2.1 Lf as a broad-spectrum antiviral agent
The antiviral activity of Lf was first demonstrated in mice infected
with the polycythemia inducing strain of the Friend virus complex in
1980s (Lu et al.,
1987).
Since the 1990s, the list of Lf susceptible pathogenic human viruses
found to be inhibited by Lf have expanded to include naked and enveloped
viruses, DNA and RNA viruses: cytomegalovirus, herpes simplex virus,
human immunodeficiency virus (HIV), rotavirus, poliovirus, respiratory
syncytial virus, hepatitis B and C (HCV) viruses, parainfluenza virus,
alphavirus, hantavirus, human papillomavirus, adenovirus, enterovirus
71, echovirus 6, influenza A virus, and Japanese encephalitis virus,
with the in vitro EC50 (effective concentration)
of Lf’s generally to be in the micromolar range against the viruses (Ng
et al., 2015)(Wakabayashi et al., 2014).
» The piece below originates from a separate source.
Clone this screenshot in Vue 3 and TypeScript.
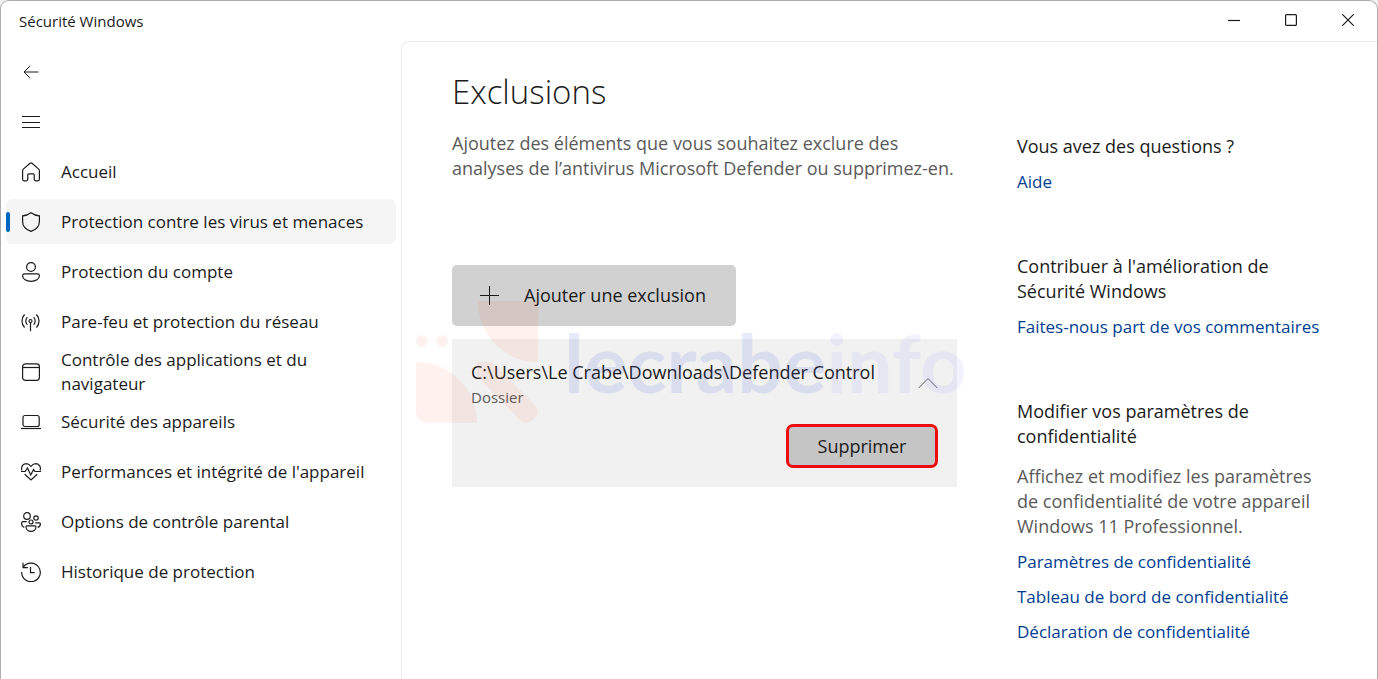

Particularly relevant to our
review is the ability of Lf to inhibit pseudotyped SARS-CoV with a 50%
inhibitory concentration (IC50) of 0.7μM (Lang et al.,
2011) since it is the human coronavirus that is most closely related
with SARS-CoV-2 which causes COVID-19.
The ability of Lf to inhibit viral entry may be via binding to cell
surface molecules or viral particles or both. Current research has
revealed that viral entry is a highly complex process that involves cell
surface molecules (Spear, 2004), with virus attachment followed by
binding to a high-affinity cell surface receptor to initiate cell entry
(Sapp & Bienkowska-Haba, 2009). Heparan sulfate proteoglycans (HSPGs)
have been identified as initial adhesion molecules for a number of
viruses to increase their concentration at the cell surface and improve
their odds of binding a more specific entry receptor and studies
demonstrate Lf’s role in preventing viral entry by binding to HSPG’s
(Andersen et al., 2004). Lf can also bind directly to virus
particles as in HCV to divert
them from target cells (Nozaki et al., 2003).
Besides reducing viral entry, Lf can also suppresses virus replication
after the virus enters the cell as in the case of HIV (Puddu et al.,
1998). Thereafter, Lf can also exert an indirect antiviral effects on
immune cells that play a crucial role in the early stages of viral
infections.
In human oral supplementation studies against pathologic viruses, Lf
given in the range of 100-1000mg per day in humans was found to reduce
the incidences of colds (Vitetta et al., 2013), and cold-like symptoms
(Oda et al., 2012), as well as ameliorate rotaviral gastroenteritis
(Egashira et al., 2007). In HCV patients, a randomized control study
involving 111 patients receiving Lf vs. no Lf along with standard
anti-HCV drugs demonstrated significant decrease of HCV viral titer and
sustained virologic response in the Lf group (Kaito et al., 2007).